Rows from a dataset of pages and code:
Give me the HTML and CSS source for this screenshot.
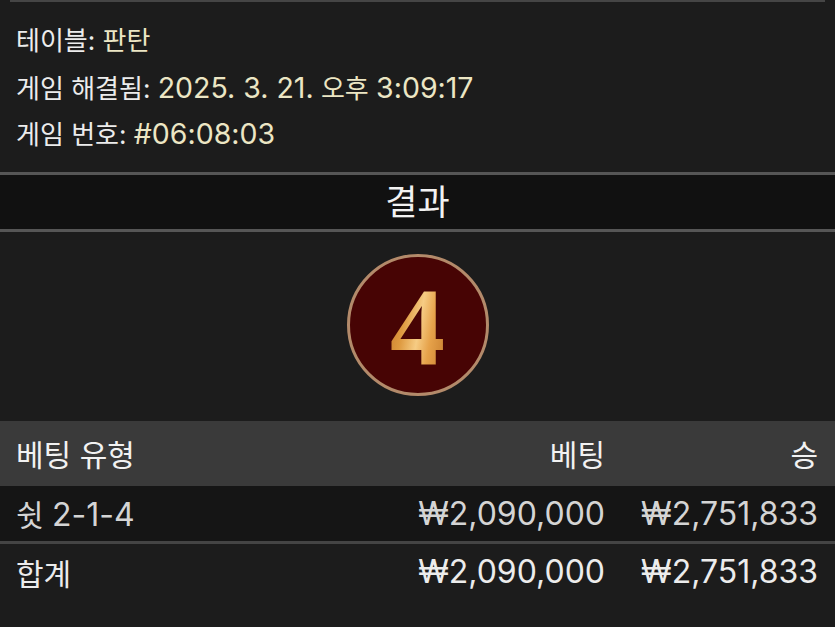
FILE: index.html
```html
<!DOCTYPE html>
<html lang="ko">
<head>
<meta charset="utf-8">
<link rel="stylesheet" href="styles.css">
</head>
<body>
<div class="page">
  <div class="top-rule"></div>
  <div class="info">
    <div class="info-line"><span class="label">테이블:</span> <span class="value">판탄</span></div>
    <div class="info-line"><span class="label">게임 해결됨:</span> <span class="value"><span class="num">2025. 3. 21.</span> 오후 <span class="num">3:09:17</span></span></div>
    <div class="info-line"><span class="label">게임 번호:</span> <span class="value num">#06:08:03</span></div>
  </div>
  <div class="section-head">결과</div>
  <div class="result">
    <div class="ball"><span class="ball-num">4</span></div>
  </div>
  <div class="table">
    <div class="row head">
      <div class="c-type">베팅 유형</div>
      <div class="c-bet">베팅</div>
      <div class="c-win">승</div>
    </div>
    <div class="row body">
      <div class="c-type">쉿 <span class="tnum">2-1-4</span></div>
      <div class="c-bet tnum">₩2,090,000</div>
      <div class="c-win tnum">₩2,751,833</div>
    </div>
    <div class="row total">
      <div class="c-type">합계</div>
      <div class="c-bet tnum">₩2,090,000</div>
      <div class="c-win tnum">₩2,751,833</div>
    </div>
  </div>
</div>
</body>
</html>
```

FILE: styles.css
```css
html, body {
  margin: 0;
  padding: 0;
  background: #1c1c1c;
}
body {
  font-family: "Inter", "Noto Sans CJK KR", sans-serif;
  color: #ececec;
  width: 835px;
  height: 627px;
  overflow: hidden;
}
.top-rule {
  height: 2px;
  margin: 0 10px;
  background: #454545;
}
.info {
  padding: 16px 16px 14px;
}
.info-line {
  font-size: 26px;
  line-height: 46.5px;
  height: 46.5px;
  white-space: nowrap;
}
.num {
  font-size: 28.5px;
}
.label { color: #ececec; }
.value { color: #ece6c4; }
.section-head {
  border-top: 3px solid #565656;
  border-bottom: 3px solid #565656;
  background: #111111;
  height: 54px;
  line-height: 54px;
  text-align: center;
  font-size: 35px;
  color: #f2f2f2;
}
.result {
  display: flex;
  justify-content: center;
  padding: 22px 0 25px;
}
.ball {
  width: 136px;
  height: 136px;
  border-radius: 50%;
  border: 3px solid #b38a6a;
  background: #470404;
  display: flex;
  align-items: center;
  justify-content: center;
}
.ball-num {
  font-family: "Liberation Serif", serif;
  font-weight: bold;
  font-size: 110px;
  line-height: 1;
  margin-top: 4px;
  background: linear-gradient(100deg, #c27426 0%, #de9a40 30%, #f6cc84 52%, #e6a24a 70%, #c47a2c 100%);
  -webkit-background-clip: text;
  background-clip: text;
  color: transparent;
}
.row {
  display: grid;
  grid-template-columns: 1fr 200px 213px;
  align-items: center;
  padding: 0 17px 0 16px;
  font-size: 30px;
  white-space: nowrap;
}
.tnum {
  font-size: 32px;
}
.row.head {
  background: #3a3a3a;
  height: 65px;
  color: #f2f2f2;
}
.row.body {
  background: #151515;
  height: 55px;
  border-bottom: 3px solid #444444;
  color: #d4d4d4;
}
.row.total {
  height: 56px;
  color: #ececec;
}
.c-bet, .c-win { text-align: right; }
```
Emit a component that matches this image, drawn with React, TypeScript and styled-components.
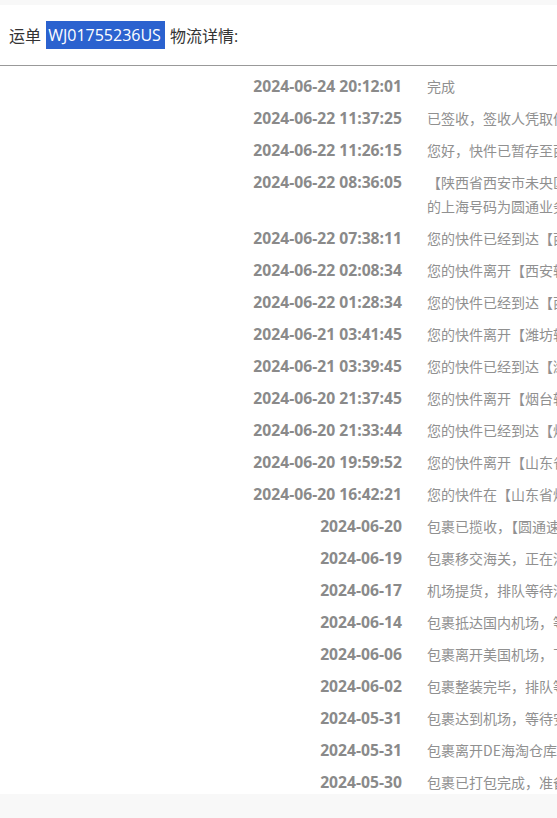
import React from "react";
import styled, { createGlobalStyle } from "styled-components";

const GlobalStyle = createGlobalStyle`
  html, body {
    margin: 0;
    padding: 0;
    background: #f8f8f8;
    overflow: hidden;
  }
  * { box-sizing: border-box; }
`;

const Page = styled.div`
  padding-top: 5px;
  background: #f8f8f8;
  height: 818px;
`;

const Card = styled.div`
  background: #ffffff;
  height: 789px;
  overflow: hidden;
`;

const Header = styled.div`
  height: 61px;
  display: flex;
  align-items: center;
  padding-left: 9px;
  border-bottom: 1px solid #999999;
  font-family: "Open Sans", "Noto Sans CJK SC", sans-serif;
  font-size: 16px;
  color: #333333;
  white-space: pre;
`;

const Highlight = styled.span`
  display: inline-block;
  background: #2b62cf;
  color: #ffffff;
  line-height: 28px;
  padding: 0 4px 0 2px;
  margin: 0 1px;
`;

const List = styled.div`
  padding-top: 4px;
`;

const Row = styled.div`
  display: grid;
  grid-template-columns: 402px 394px;
  column-gap: 25px;
  padding: 4px 0;
  line-height: 24px;
`;

const DateCell = styled.div`
  text-align: right;
  font-family: "Open Sans", "Noto Sans", sans-serif;
  font-weight: 700;
  font-size: 15.7px;
  color: #8a8a8a;
  white-space: nowrap;
`;

const Desc = styled.div`
  font-family: "Noto Sans CJK SC", sans-serif;
  font-size: 14px;
  color: #909090;
`;

const events: [string, string][] = [
  ["2024-06-24 20:12:01", "完成"],
  ["2024-06-22 11:37:25", "已签收，签收人凭取件码签收。"],
  ["2024-06-22 11:26:15", "您好，快件已暂存至西安未央区菜鸟驿站，请及时取件。"],
  [
    "2024-06-22 08:36:05",
    "【陕西省西安市未央区公司】快件派送中，有疑问请联系派件员的上海号码为圆通业务员专用号码",
  ],
  ["2024-06-22 07:38:11", "您的快件已经到达【西安转运中心】"],
  ["2024-06-22 02:08:34", "您的快件离开【西安转运中心】，正在发往下一站"],
  ["2024-06-22 01:28:34", "您的快件已经到达【西安转运中心】"],
  ["2024-06-21 03:41:45", "您的快件离开【潍坊转运中心】，正在发往【西安转运中心】"],
  ["2024-06-21 03:39:45", "您的快件已经到达【潍坊转运中心】"],
  ["2024-06-20 21:37:45", "您的快件离开【烟台转运中心】，发往【潍坊转运中心】"],
  ["2024-06-20 21:33:44", "您的快件已经到达【烟台转运中心】"],
  ["2024-06-20 19:59:52", "您的快件离开【山东省烟台市公司】，发往【烟台转运中心】"],
  ["2024-06-20 16:42:21", "您的快件在【山东省烟台市公司】已揽收"],
  ["2024-06-20", "包裹已揽收，【圆通速递】国内段开始派送"],
  ["2024-06-19", "包裹移交海关，正在清关中"],
  ["2024-06-17", "机场提货，排队等待清关"],
  ["2024-06-14", "包裹抵达国内机场，等待提货"],
  ["2024-06-06", "包裹离开美国机场，飞往中国"],
  ["2024-06-02", "包裹整装完毕，排队等待航班"],
  ["2024-05-31", "包裹达到机场，等待安检"],
  ["2024-05-31", "包裹离开DE海淘仓库，前往机场"],
  ["2024-05-30", "包裹已打包完成，准备出库"],
];

export default function App() {
  return (
    <>
      <GlobalStyle />
      <Page>
        <Card>
          <Header>
            {"运单 "}
            <Highlight>WJ01755236US</Highlight>
            {" 物流详情:"}
          </Header>
          <List>
            {events.map(([date, text], i) => (
              <Row key={i}>
                <DateCell>{date}</DateCell>
                <Desc>{text}</Desc>
              </Row>
            ))}
          </List>
        </Card>
      </Page>
    </>
  );
}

Stated exercise: Without including any pictures, reproduce the listing exactly.

Response below:
Give me the HTML and CSS source for this screenshot.
FILE: index.html
```html
<!DOCTYPE html>
<html lang="ko">
<head>
<meta charset="utf-8">
<link rel="stylesheet" href="styles.css">
</head>
<body>
<div class="page">
  <div class="top-rule"></div>
  <div class="info">
    <div class="info-line"><span class="label">테이블:</span> <span class="value">판탄</span></div>
    <div class="info-line"><span class="label">게임 해결됨:</span> <span class="value"><span class="num">2025. 3. 21.</span> 오후 <span class="num">3:09:17</span></span></div>
    <div class="info-line"><span class="label">게임 번호:</span> <span class="value num">#06:08:03</span></div>
  </div>
  <div class="section-head">결과</div>
  <div class="result">
    <div class="ball"><span class="ball-num">4</span></div>
  </div>
  <div class="table">
    <div class="row head">
      <div class="c-type">베팅 유형</div>
      <div class="c-bet">베팅</div>
      <div class="c-win">승</div>
    </div>
    <div class="row body">
      <div class="c-type">쉿 <span class="tnum">2-1-4</span></div>
      <div class="c-bet tnum">₩2,090,000</div>
      <div class="c-win tnum">₩2,751,833</div>
    </div>
    <div class="row total">
      <div class="c-type">합계</div>
      <div class="c-bet tnum">₩2,090,000</div>
      <div class="c-win tnum">₩2,751,833</div>
    </div>
  </div>
</div>
</body>
</html>
```

FILE: styles.css
```css
html, body {
  margin: 0;
  padding: 0;
  background: #1c1c1c;
}
body {
  font-family: "Inter", "Noto Sans CJK KR", sans-serif;
  color: #ececec;
  width: 835px;
  height: 627px;
  overflow: hidden;
}
.top-rule {
  height: 2px;
  margin: 0 10px;
  background: #454545;
}
.info {
  padding: 16px 16px 14px;
}
.info-line {
  font-size: 26px;
  line-height: 46.5px;
  height: 46.5px;
  white-space: nowrap;
}
.num {
  font-size: 28.5px;
}
.label { color: #ececec; }
.value { color: #ece6c4; }
.section-head {
  border-top: 3px solid #565656;
  border-bottom: 3px solid #565656;
  background: #111111;
  height: 54px;
  line-height: 54px;
  text-align: center;
  font-size: 35px;
  color: #f2f2f2;
}
.result {
  display: flex;
  justify-content: center;
  padding: 22px 0 25px;
}
.ball {
  width: 136px;
  height: 136px;
  border-radius: 50%;
  border: 3px solid #b38a6a;
  background: #470404;
  display: flex;
  align-items: center;
  justify-content: center;
}
.ball-num {
  font-family: "Liberation Serif", serif;
  font-weight: bold;
  font-size: 110px;
  line-height: 1;
  margin-top: 4px;
  background: linear-gradient(100deg, #c27426 0%, #de9a40 30%, #f6cc84 52%, #e6a24a 70%, #c47a2c 100%);
  -webkit-background-clip: text;
  background-clip: text;
  color: transparent;
}
.row {
  display: grid;
  grid-template-columns: 1fr 200px 213px;
  align-items: center;
  padding: 0 17px 0 16px;
  font-size: 30px;
  white-space: nowrap;
}
.tnum {
  font-size: 32px;
}
.row.head {
  background: #3a3a3a;
  height: 65px;
  color: #f2f2f2;
}
.row.body {
  background: #151515;
  height: 55px;
  border-bottom: 3px solid #444444;
  color: #d4d4d4;
}
.row.total {
  height: 56px;
  color: #ececec;
}
.c-bet, .c-win { text-align: right; }
```
Emit a component that matches this image, drawn with React, TypeScript and styled-components.
import React from "react";
import styled, { createGlobalStyle } from "styled-components";

const GlobalStyle = createGlobalStyle`
  html, body {
    margin: 0;
    padding: 0;
    background: #f8f8f8;
    overflow: hidden;
  }
  * { box-sizing: border-box; }
`;

const Page = styled.div`
  padding-top: 5px;
  background: #f8f8f8;
  height: 818px;
`;

const Card = styled.div`
  background: #ffffff;
  height: 789px;
  overflow: hidden;
`;

const Header = styled.div`
  height: 61px;
  display: flex;
  align-items: center;
  padding-left: 9px;
  border-bottom: 1px solid #999999;
  font-family: "Open Sans", "Noto Sans CJK SC", sans-serif;
  font-size: 16px;
  color: #333333;
  white-space: pre;
`;

const Highlight = styled.span`
  display: inline-block;
  background: #2b62cf;
  color: #ffffff;
  line-height: 28px;
  padding: 0 4px 0 2px;
  margin: 0 1px;
`;

const List = styled.div`
  padding-top: 4px;
`;

const Row = styled.div`
  display: grid;
  grid-template-columns: 402px 394px;
  column-gap: 25px;
  padding: 4px 0;
  line-height: 24px;
`;

const DateCell = styled.div`
  text-align: right;
  font-family: "Open Sans", "Noto Sans", sans-serif;
  font-weight: 700;
  font-size: 15.7px;
  color: #8a8a8a;
  white-space: nowrap;
`;

const Desc = styled.div`
  font-family: "Noto Sans CJK SC", sans-serif;
  font-size: 14px;
  color: #909090;
`;

const events: [string, string][] = [
  ["2024-06-24 20:12:01", "完成"],
  ["2024-06-22 11:37:25", "已签收，签收人凭取件码签收。"],
  ["2024-06-22 11:26:15", "您好，快件已暂存至西安未央区菜鸟驿站，请及时取件。"],
  [
    "2024-06-22 08:36:05",
    "【陕西省西安市未央区公司】快件派送中，有疑问请联系派件员的上海号码为圆通业务员专用号码",
  ],
  ["2024-06-22 07:38:11", "您的快件已经到达【西安转运中心】"],
  ["2024-06-22 02:08:34", "您的快件离开【西安转运中心】，正在发往下一站"],
  ["2024-06-22 01:28:34", "您的快件已经到达【西安转运中心】"],
  ["2024-06-21 03:41:45", "您的快件离开【潍坊转运中心】，正在发往【西安转运中心】"],
  ["2024-06-21 03:39:45", "您的快件已经到达【潍坊转运中心】"],
  ["2024-06-20 21:37:45", "您的快件离开【烟台转运中心】，发往【潍坊转运中心】"],
  ["2024-06-20 21:33:44", "您的快件已经到达【烟台转运中心】"],
  ["2024-06-20 19:59:52", "您的快件离开【山东省烟台市公司】，发往【烟台转运中心】"],
  ["2024-06-20 16:42:21", "您的快件在【山东省烟台市公司】已揽收"],
  ["2024-06-20", "包裹已揽收，【圆通速递】国内段开始派送"],
  ["2024-06-19", "包裹移交海关，正在清关中"],
  ["2024-06-17", "机场提货，排队等待清关"],
  ["2024-06-14", "包裹抵达国内机场，等待提货"],
  ["2024-06-06", "包裹离开美国机场，飞往中国"],
  ["2024-06-02", "包裹整装完毕，排队等待航班"],
  ["2024-05-31", "包裹达到机场，等待安检"],
  ["2024-05-31", "包裹离开DE海淘仓库，前往机场"],
  ["2024-05-30", "包裹已打包完成，准备出库"],
];

export default function App() {
  return (
    <>
      <GlobalStyle />
      <Page>
        <Card>
          <Header>
            {"运单 "}
            <Highlight>WJ01755236US</Highlight>
            {" 物流详情:"}
          </Header>
          <List>
            {events.map(([date, text], i) => (
              <Row key={i}>
                <DateCell>{date}</DateCell>
                <Desc>{text}</Desc>
              </Row>
            ))}
          </List>
        </Card>
      </Page>
    </>
  );
}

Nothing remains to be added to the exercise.